◆ Available data ◆
##########

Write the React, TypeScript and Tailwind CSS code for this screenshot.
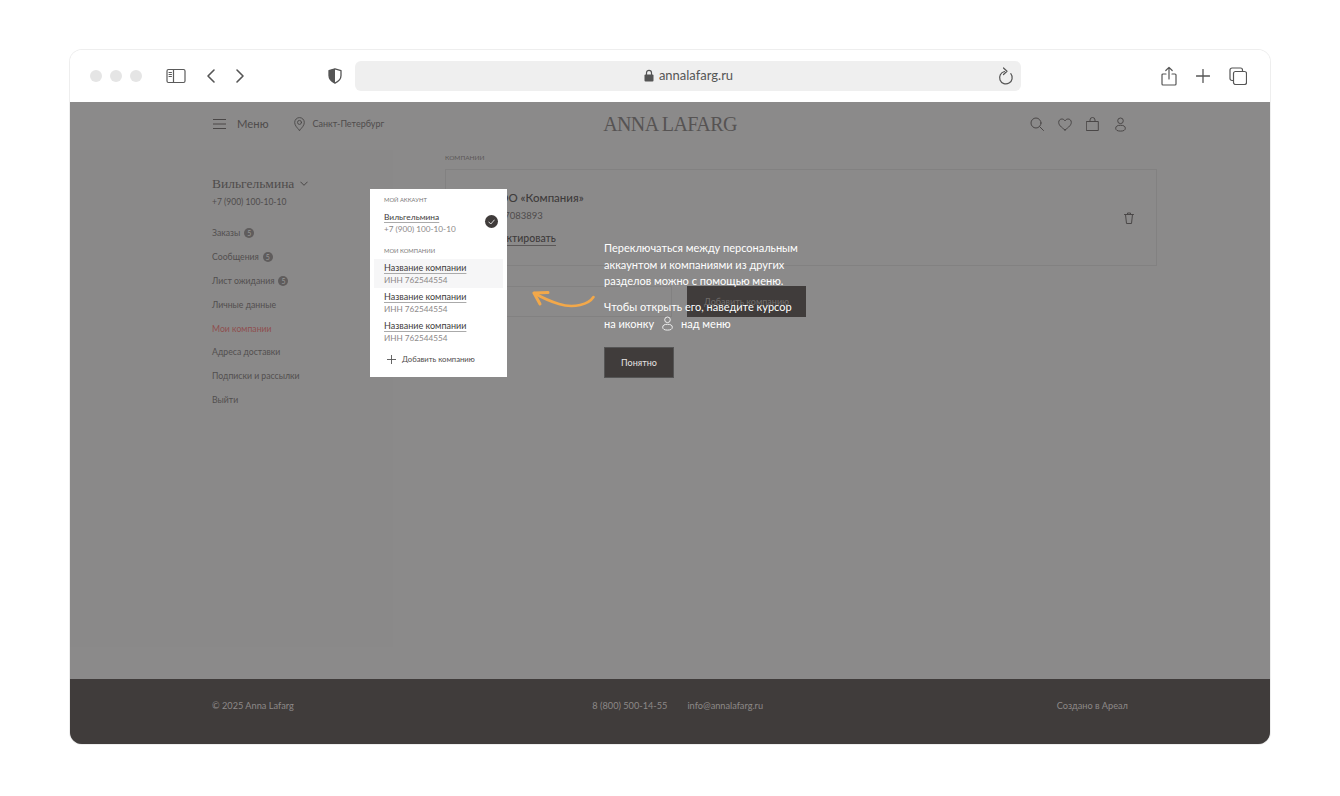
import React from "react";

const Ink = "#4a4747";

function Sv({ w, h, children, stroke = "#555", sw = 1.2, className = "" }: any) {
  return (
    <svg width={w} height={h} viewBox={`0 0 ${w} ${h}`} fill="none" stroke={stroke} strokeWidth={sw} strokeLinecap="round" strokeLinejoin="round" className={className}>
      {children}
    </svg>
  );
}

function UserIcon({ stroke, w = 11, h = 15 }: any) {
  return (
    <svg width={w} height={h} viewBox="0 0 11 15" fill="none" stroke={stroke} strokeWidth={1}>
      <circle cx="5.5" cy="3.8" r="2.8" />
      <ellipse cx="5.5" cy="11.2" rx="4.8" ry="2.9" />
    </svg>
  );
}

function Toolbar() {
  return (
    <div className="h-[52px] shrink-0 bg-white flex items-center relative pb-[1px]">
      <div className="flex gap-2 ml-5">
        <div className="w-3 h-3 rounded-full bg-[#e5e5e5]" />
        <div className="w-3 h-3 rounded-full bg-[#e5e5e5]" />
        <div className="w-3 h-3 rounded-full bg-[#e5e5e5]" />
      </div>
      <div className="ml-[24px]">
        <Sv w={20} h={16} stroke="#5a5a5a" sw={1.2}>
          <rect x="1" y="1.5" width="18" height="13" rx="1.5" />
          <path d="M7.5 1.5v13" />
          <path d="M3 4.5h2.5M3 6.5h2.5M3 8.5h2.5" strokeWidth={1} />
        </Sv>
      </div>
      <div className="ml-[20px]">
        <Sv w={10} h={16} stroke="#555" sw={1.6}><path d="M8 2 2 8l6 6" /></Sv>
      </div>
      <div className="ml-[19px]">
        <Sv w={10} h={16} stroke="#555" sw={1.6}><path d="m2 2 6 6-6 6" /></Sv>
      </div>
      <div className="ml-[83px]">
        <svg width="14" height="16" viewBox="0 0 14 16">
          <path d="M7 .8 1 2.6v5c0 3.5 2.5 6 6 7.6 3.5-1.6 6-4.1 6-7.6v-5Z" fill="#fff" stroke="#555" strokeWidth="1.3" strokeLinejoin="round" />
          <path d="M7 .8 1 2.6v5c0 3.5 2.5 6 6 7.6Z" fill="#555" />
        </svg>
      </div>
      <div className="ml-[13px] w-[666px] h-[30px] bg-[#efefef] rounded-md flex items-center justify-center relative">
        <div className="flex items-center gap-[5px] ml-[1px]">
          <svg width="10" height="13" viewBox="0 0 10 13">
            <path d="M2.5 6V3.8a2.5 2.5 0 0 1 5 0V6" fill="none" stroke="#555" strokeWidth="1.2" />
            <rect x=".5" y="5.5" width="9" height="7" rx="1" fill="#555" />
          </svg>
          <span className="text-[13px] text-[#555] font-['Lato','Noto_Sans',sans-serif]">annalafarg.ru</span>
        </div>
        <div className="absolute right-[6px] top-[6px]">
          <Sv w={18} h={19} stroke="#555" sw={1.2}>
            <path d="M7.5 4.5a6.3 6.3 0 1 0 6.3 2.2" />
            <path d="M6.5 1 10 4.3 6.5 7.5" />
          </Sv>
        </div>
      </div>
      <div className="ml-[140px]">
        <Sv w={16} h={20} stroke="#555" sw={1.2}>
          <path d="M5 8H2a1 1 0 0 0-1 1v9a1 1 0 0 0 1 1h12a1 1 0 0 0 1-1V9a1 1 0 0 0-1-1h-3" />
          <path d="M8 13V1.5M4.8 4.5 8 1.3l3.2 3.2" />
        </Sv>
      </div>
      <div className="ml-[19px]">
        <Sv w={14} h={14} stroke="#555" sw={1.3}><path d="M7 .5v13M.5 7h13" /></Sv>
      </div>
      <div className="ml-[19px]">
        <Sv w={18} h={18} stroke="#555" sw={1.2}>
          <rect x="4.5" y="4.5" width="13" height="13" rx="2" />
          <path d="M4.5 13.5H3a2 2 0 0 1-2-2V3a2 2 0 0 1 2-2h8.5a2 2 0 0 1 2 2v1.5" />
        </Sv>
      </div>
    </div>
  );
}

function Nav() {
  return (
    <div className="h-[48px] shrink-0 px-[143px] grid grid-cols-[1fr_auto_1fr] items-center text-[#4f4c4c] pb-[4px]">
      <div className="flex items-center">
        <Sv w={13} h={12} stroke={Ink} sw={1}><path d="M0 1.5h13M0 6h13M0 10.5h13" /></Sv>
        <span className="ml-[11px] text-[11.300px] font-['Lato','Noto_Sans',sans-serif] text-[#4f4c4c]">Меню</span>
        <div className="ml-[26px]">
          <Sv w={11} h={14} stroke={Ink} sw={0.9}>
            <path d="M5.5 13.3C2.5 10.3.7 8 .7 5.4a4.8 4.8 0 0 1 9.6 0c0 2.6-1.8 4.9-4.8 7.9Z" />
            <circle cx="5.5" cy="5.4" r="2" />
          </Sv>
        </div>
        <span className="ml-[7px] text-[9px] font-['Lato','Noto_Sans',sans-serif] text-[#4f4c4c]">Санкт-Петербург</span>
      </div>
      <div className="text-[20px] font-['Liberation_Serif',serif] text-[#565353] tracking-[-0.6px] leading-none">ANNA LAFARG</div>
      <div className="flex justify-end items-center gap-[14px] pr-[1px]">
        <Sv w={14} h={14} stroke={Ink} sw={1}><circle cx="6" cy="6" r="5" /><path d="m9.7 9.7 3.8 3.8" /></Sv>
        <Sv w={14} h={13} stroke={Ink} sw={1}><path d="M7 12C3 9 .7 7 .7 4.3 .7 2.3 2.2 1 3.9 1 5.2 1 6.3 1.7 7 2.9 7.7 1.7 8.8 1 10.1 1c1.7 0 3.2 1.3 3.2 3.3C13.300 7 11 9 7 12Z" /></Sv>
        <Sv w={13} h={14} stroke={Ink} sw={1}><path d="M.7 4.500h11.600v9H.7ZM4 4.500V3a2.500 2.500 0 0 1 5 0v1.500" /></Sv>
        <div className="ml-[2px]"><UserIcon stroke={Ink} /></div>
      </div>
    </div>
  );
}

function Badge() {
  return <span className="w-[10px] h-[10px] rounded-full bg-[#5f5c5c] text-[7px] leading-[10px] text-center text-[#999] inline-block ml-[4px]">5</span>;
}

function Sidebar() {
  const items: [string, boolean][] = [
    ["Заказы", true],
    ["Сообщения", true],
    ["Лист ожидания", true],
    ["Личные данные", false],
    ["Мои компании", false],
    ["Адреса доставки", false],
    ["Подписки и рассылки", false],
    ["Выйти", false],
  ];
  return (
    <div className="w-[323px] h-[497px] bg-[#8a8989] pl-[142px] pt-[26px] shrink-0">
      <div className="flex items-center h-[16px]">
        <span className="text-[13.500px] font-['Liberation_Serif',serif] text-[#4f4c4c]">Вильгельмина</span>
        <div className="ml-[6px]"><Sv w={8} h={6} stroke={Ink} sw={1}><path d="m.7 1 3.300 3.300L7.300 1" /></Sv></div>
      </div>
      <div className="mt-[3px] h-[14px] leading-[14px] text-[8.500px] font-['Lato','Noto_Sans',sans-serif] text-[#4f4c4c]">+7 (900) 100-10-10</div>
      <div className="mt-[17px] flex flex-col gap-[9.800px] font-['Lato','Noto_Sans',sans-serif] text-[8.700px]">
        {items.map(([t, b]) => (
          <div key={t} className={`h-[14px] flex items-center ${t === "Мои компании" ? "text-[#8f4f4f]" : "text-[#524f4f]"}`}>
            {t}
            {b && <Badge />}
          </div>
        ))}
      </div>
    </div>
  );
}

function Content() {
  return (
    <div className="ml-[52px] w-[712px] font-['Lato','Noto_Sans',sans-serif]">
      <div className="h-[19px] pt-[3px] text-[6.500px] leading-[10px] text-[#5b5858]">КОМПАНИИ</div>
      <div className="h-[97px] border border-[#828181] relative pl-[34px] pt-[20px]">
        <div className="ml-[10px] text-[11.500px] leading-[15px] font-medium text-[#3e3b3b]">ООО «Компания»</div>
        <div className="mt-[4px] text-[9.500px] leading-[14px] text-[#4f4c4c]">ИНН 7083893</div>
        <div className="ml-[3px] mt-[8px] text-[10.500px] leading-[14px] font-medium text-[#3e3b3b] inline-block border-b border-[#5b5858]">Редактировать</div>
        <div className="absolute right-[22px] top-[42px]">
          <Sv w={10} h={12} stroke={Ink} sw={1}><path d="M.5 2.500h9M3.500 2.500V1h3v1.500M1.500 2.500l1 9h5l1-9" /></Sv>
        </div>
      </div>
      <div className="mt-[20px] flex items-stretch h-[31px]">
        <div className="w-[227px] border border-[#828181]" />
        <div className="ml-[15px] w-[119px] bg-[#403c3b] flex items-center justify-center text-[9px] text-[#6f6b6a]">Добавить компанию</div>
      </div>
    </div>
  );
}

function Footer() {
  return (
    <div className="h-[65px] shrink-0 bg-[#403c3b] px-[142px] flex items-center justify-between text-[9.200px] text-[#8d8988] font-['Lato','Noto_Sans',sans-serif] pb-[11px]">
      <span>© 2025 Anna Lafarg</span>
      <div className="flex gap-[20px] ml-[5px]">
        <span>8 (800) 500-14-55</span>
        <span>info@annalafarg.ru</span>
      </div>
      <span>Создано в Ареал</span>
    </div>
  );
}

function Company({ active }: { active?: boolean }) {
  return (
    <div className={`h-[29px] mx-[4px] pl-[10px] pt-[3px] ${active ? "bg-[#f6f6f7]" : ""}`}>
      <div className="text-[9px] leading-[12px] text-[#3e3b3b] underline underline-offset-[1.500px] decoration-[#aaa]">Название компании</div>
      <div className="text-[8.200px] leading-[12px] text-[#8b8888]">ИНН 762544554</div>
    </div>
  );
}

function Dropdown() {
  return (
    <div className="absolute left-[300px] top-[87px] w-[137px] h-[188px] bg-white font-['Lato','Noto_Sans',sans-serif]">
      <div className="pl-[14px] pt-[7px] text-[5.800px] leading-[8px] text-[#777]">МОЙ АККАУНТ</div>
      <div className="pl-[14px] pt-[7px] relative">
        <div className="text-[8.400px] leading-[12px] text-[#3e3b3b] underline underline-offset-[1.500px] decoration-[#aaa]">Вильгельмина</div>
        <div className="text-[8.200px] leading-[12px] text-[#8b8888]">+7 (900) 100-10-10</div>
        <div className="absolute right-[9px] top-[11px] w-[13px] h-[13px] rounded-full bg-[#403c3b] flex items-center justify-center">
          <Sv w={7} h={6} stroke="#ddd" sw={1}><path d="m.8 3 2 2 3.500-4" /></Sv>
        </div>
      </div>
      <div className="pl-[14px] pt-[12px] pb-[4px] text-[5.800px] leading-[8px] text-[#777]">МОИ КОМПАНИИ</div>
      <Company active />
      <Company />
      <Company />
      <div className="flex items-center pl-[17px] pt-[7px]">
        <Sv w={9} h={9} stroke="#555" sw={0.9}><path d="M4.500 0v9M0 4.500h9" /></Sv>
        <span className="ml-[6px] text-[7.700px] leading-[12px] text-[#4f4c4c]">Добавить компанию</span>
      </div>
    </div>
  );
}

function Hint() {
  return (
    <div className="absolute left-[534px] top-[138px] w-[210px] text-white font-['Lato','Noto_Sans',sans-serif] text-[11px] leading-[16.500px]">
      <div>Переключаться между персональным</div>
      <div>аккаунтом и компаниями из других</div>
      <div>разделов можно с помощью меню.</div>
      <div className="mt-[9.500px]">Чтобы открыть его, наведите курсор</div>
      <div className="flex items-center h-[16.500px]">
        на иконку
        <span className="ml-[8px] mr-[8px] inline-flex"><UserIcon stroke="#eee" /></span>
        над меню
      </div>
      <div className="mt-[15px] w-[70px] h-[31px] pt-[1px] bg-[#403c3b] border border-[#555] flex items-center justify-center text-[9px] text-[#e5e3e2]">Понятно</div>
    </div>
  );
}

function Arrow() {
  return (
    <svg className="absolute left-[461px] top-[186px]" width="66" height="24" viewBox="0 0 66 24" fill="none" stroke="#f2a84a" strokeLinecap="round" strokeLinejoin="round">
      <path d="M62.500 9C58 16 43 21 28 16 18 13 10 9 3 5" strokeWidth="2.600" />
      <path d="M3 5l14-.500M3 5l6 11" strokeWidth="3" />
    </svg>
  );
}

export default function App() {
  return (
    <div className="w-[1340px] h-[796px] bg-white pt-[50px] px-[70px] overflow-hidden">
      <div className="h-[694px] rounded-xl overflow-hidden flex flex-col relative ring-1 ring-[#eeeeee]">
        <Toolbar />
        <div className="flex-1 bg-[#8b8a8a] flex flex-col relative">
          <Nav />
          <div className="flex-1 flex">
            <Sidebar />
            <Content />
          </div>
          <Footer />
          <Dropdown />
          <Arrow />
          <Hint />
        </div>
      </div>
    </div>
  );
}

##########

◆ Task to complete ◆
Return each line where "React" shows up.

◆ Response ◆
Write the React, TypeScript and Tailwind CSS code for this screenshot.
import React from "react";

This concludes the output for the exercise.